:: Goal ::
Output nothing but the lines from the one with "Generate a component" through the one with "font-bold leading-7 text-gray-900", including both. Leave the pictures out of the copy.

:: Records provided ::
►
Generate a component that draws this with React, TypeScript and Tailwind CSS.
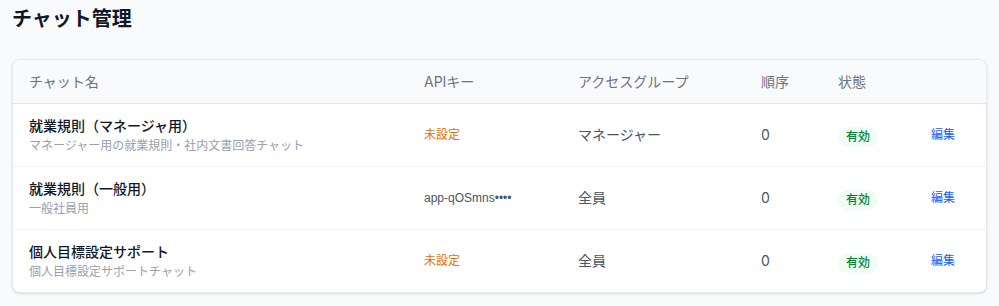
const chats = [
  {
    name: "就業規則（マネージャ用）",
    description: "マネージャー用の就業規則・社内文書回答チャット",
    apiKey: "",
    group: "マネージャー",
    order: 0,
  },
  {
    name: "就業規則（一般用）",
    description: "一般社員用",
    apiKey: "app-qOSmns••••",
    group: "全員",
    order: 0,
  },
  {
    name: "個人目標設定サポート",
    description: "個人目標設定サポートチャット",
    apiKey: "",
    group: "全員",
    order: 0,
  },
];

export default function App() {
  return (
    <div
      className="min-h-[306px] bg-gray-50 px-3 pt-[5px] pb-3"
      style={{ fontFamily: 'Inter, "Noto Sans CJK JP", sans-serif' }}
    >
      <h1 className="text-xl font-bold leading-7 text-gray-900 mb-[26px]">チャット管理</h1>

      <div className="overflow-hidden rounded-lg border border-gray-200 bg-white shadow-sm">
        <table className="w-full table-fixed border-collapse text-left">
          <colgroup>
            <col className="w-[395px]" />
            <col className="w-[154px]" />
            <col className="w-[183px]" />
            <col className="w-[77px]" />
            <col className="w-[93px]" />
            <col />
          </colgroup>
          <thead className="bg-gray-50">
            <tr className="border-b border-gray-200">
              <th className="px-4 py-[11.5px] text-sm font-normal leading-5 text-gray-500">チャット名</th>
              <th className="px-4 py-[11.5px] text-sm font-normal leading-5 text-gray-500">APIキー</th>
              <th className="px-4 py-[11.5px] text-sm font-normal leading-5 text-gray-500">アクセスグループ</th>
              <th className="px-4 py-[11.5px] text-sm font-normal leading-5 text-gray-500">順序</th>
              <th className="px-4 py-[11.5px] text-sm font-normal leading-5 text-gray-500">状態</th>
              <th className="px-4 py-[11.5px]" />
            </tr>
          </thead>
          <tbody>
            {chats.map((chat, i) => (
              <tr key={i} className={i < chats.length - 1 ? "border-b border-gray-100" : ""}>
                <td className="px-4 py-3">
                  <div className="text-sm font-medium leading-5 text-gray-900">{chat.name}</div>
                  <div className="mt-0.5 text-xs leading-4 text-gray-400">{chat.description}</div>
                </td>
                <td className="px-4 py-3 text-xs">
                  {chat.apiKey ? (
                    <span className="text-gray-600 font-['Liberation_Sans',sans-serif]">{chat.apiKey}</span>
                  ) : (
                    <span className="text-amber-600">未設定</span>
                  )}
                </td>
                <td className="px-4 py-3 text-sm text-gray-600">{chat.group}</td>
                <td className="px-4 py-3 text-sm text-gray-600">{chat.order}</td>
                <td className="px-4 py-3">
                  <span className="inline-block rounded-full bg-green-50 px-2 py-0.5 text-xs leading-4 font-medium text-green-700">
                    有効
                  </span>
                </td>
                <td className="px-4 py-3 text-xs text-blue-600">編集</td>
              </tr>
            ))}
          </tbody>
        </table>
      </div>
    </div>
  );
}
◄
►
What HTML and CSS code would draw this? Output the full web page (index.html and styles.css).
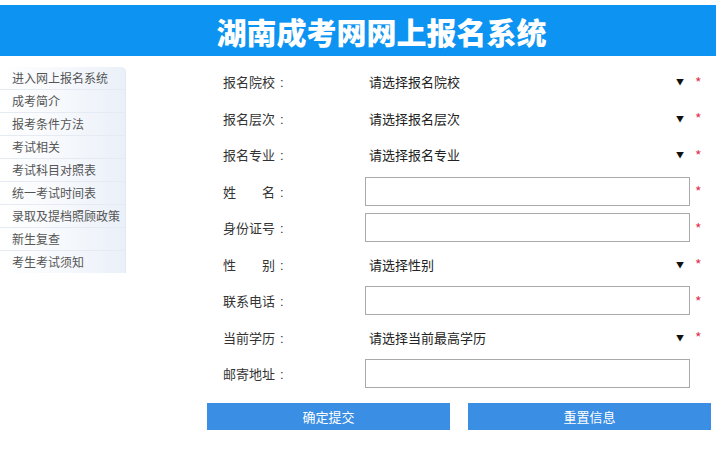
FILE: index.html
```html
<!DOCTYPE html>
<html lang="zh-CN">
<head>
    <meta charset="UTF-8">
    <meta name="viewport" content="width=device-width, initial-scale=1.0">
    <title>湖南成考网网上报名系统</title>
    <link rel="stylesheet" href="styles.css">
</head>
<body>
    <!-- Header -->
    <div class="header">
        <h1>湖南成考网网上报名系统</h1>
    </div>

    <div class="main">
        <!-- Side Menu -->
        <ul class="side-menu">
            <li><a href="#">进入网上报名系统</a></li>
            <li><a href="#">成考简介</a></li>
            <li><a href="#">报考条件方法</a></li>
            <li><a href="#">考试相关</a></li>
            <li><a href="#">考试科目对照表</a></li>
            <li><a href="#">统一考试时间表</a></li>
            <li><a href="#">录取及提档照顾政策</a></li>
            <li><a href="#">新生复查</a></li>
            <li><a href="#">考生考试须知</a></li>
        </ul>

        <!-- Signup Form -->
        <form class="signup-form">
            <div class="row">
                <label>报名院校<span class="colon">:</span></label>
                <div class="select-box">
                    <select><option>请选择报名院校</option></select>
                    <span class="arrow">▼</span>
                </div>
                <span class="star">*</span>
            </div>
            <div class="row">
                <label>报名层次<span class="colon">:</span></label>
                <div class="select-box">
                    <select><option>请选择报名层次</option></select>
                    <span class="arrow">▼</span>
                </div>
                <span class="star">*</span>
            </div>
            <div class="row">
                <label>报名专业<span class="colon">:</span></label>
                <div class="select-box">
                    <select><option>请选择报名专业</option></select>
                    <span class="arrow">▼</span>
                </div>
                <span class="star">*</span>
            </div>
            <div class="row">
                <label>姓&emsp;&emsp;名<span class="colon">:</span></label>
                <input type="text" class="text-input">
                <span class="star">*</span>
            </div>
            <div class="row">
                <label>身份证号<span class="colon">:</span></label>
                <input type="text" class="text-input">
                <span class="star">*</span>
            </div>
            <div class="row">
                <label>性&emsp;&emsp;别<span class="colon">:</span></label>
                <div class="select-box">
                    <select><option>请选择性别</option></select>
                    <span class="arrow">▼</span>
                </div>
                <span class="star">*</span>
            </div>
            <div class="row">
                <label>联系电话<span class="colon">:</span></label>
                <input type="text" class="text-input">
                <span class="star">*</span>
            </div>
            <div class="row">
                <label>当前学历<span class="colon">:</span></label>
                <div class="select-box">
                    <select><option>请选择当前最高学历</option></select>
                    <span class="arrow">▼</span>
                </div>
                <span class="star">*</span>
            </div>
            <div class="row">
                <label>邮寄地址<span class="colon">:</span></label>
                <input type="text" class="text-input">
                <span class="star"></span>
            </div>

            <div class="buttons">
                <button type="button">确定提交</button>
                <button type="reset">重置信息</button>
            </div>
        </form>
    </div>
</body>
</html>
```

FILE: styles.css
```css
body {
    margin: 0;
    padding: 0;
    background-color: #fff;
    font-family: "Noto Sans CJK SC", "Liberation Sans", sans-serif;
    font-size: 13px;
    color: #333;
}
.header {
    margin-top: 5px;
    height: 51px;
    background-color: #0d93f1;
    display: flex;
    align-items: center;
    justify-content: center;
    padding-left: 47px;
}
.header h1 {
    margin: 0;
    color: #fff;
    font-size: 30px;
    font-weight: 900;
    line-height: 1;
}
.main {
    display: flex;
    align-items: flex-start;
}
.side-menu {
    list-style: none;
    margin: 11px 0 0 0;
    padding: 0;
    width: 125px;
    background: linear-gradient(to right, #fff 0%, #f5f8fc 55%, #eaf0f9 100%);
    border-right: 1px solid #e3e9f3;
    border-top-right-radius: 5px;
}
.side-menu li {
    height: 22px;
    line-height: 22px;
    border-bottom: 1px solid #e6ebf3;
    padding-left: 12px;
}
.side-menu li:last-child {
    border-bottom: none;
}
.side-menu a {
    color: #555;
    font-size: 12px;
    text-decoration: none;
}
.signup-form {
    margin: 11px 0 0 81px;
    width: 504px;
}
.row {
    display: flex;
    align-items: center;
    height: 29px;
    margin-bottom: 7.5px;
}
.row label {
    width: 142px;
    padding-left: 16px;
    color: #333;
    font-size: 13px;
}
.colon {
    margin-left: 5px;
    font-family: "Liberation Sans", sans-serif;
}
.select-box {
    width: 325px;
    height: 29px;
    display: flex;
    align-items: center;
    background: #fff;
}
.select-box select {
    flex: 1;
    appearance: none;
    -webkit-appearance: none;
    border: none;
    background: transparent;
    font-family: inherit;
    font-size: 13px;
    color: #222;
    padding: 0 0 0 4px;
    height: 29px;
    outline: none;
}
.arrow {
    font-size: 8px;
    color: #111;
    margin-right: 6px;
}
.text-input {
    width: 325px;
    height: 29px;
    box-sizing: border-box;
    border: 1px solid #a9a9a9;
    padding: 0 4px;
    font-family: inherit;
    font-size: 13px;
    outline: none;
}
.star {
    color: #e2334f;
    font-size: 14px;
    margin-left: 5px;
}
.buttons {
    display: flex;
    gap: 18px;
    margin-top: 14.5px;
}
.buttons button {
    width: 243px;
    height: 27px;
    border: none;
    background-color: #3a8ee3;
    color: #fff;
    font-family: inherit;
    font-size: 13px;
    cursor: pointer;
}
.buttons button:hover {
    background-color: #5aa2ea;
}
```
◄
:: Result of this task ::
Generate a component that draws this with React, TypeScript and Tailwind CSS.
const chats = [
  {
    name: "就業規則（マネージャ用）",
    description: "マネージャー用の就業規則・社内文書回答チャット",
    apiKey: "",
    group: "マネージャー",
    order: 0,
  },
  {
    name: "就業規則（一般用）",
    description: "一般社員用",
    apiKey: "app-qOSmns••••",
    group: "全員",
    order: 0,
  },
  {
    name: "個人目標設定サポート",
    description: "個人目標設定サポートチャット",
    apiKey: "",
    group: "全員",
    order: 0,
  },
];

export default function App() {
  return (
    <div
      className="min-h-[306px] bg-gray-50 px-3 pt-[5px] pb-3"
      style={{ fontFamily: 'Inter, "Noto Sans CJK JP", sans-serif' }}
    >
      <h1 className="text-xl font-bold leading-7 text-gray-900 mb-[26px]">チャット管理</h1>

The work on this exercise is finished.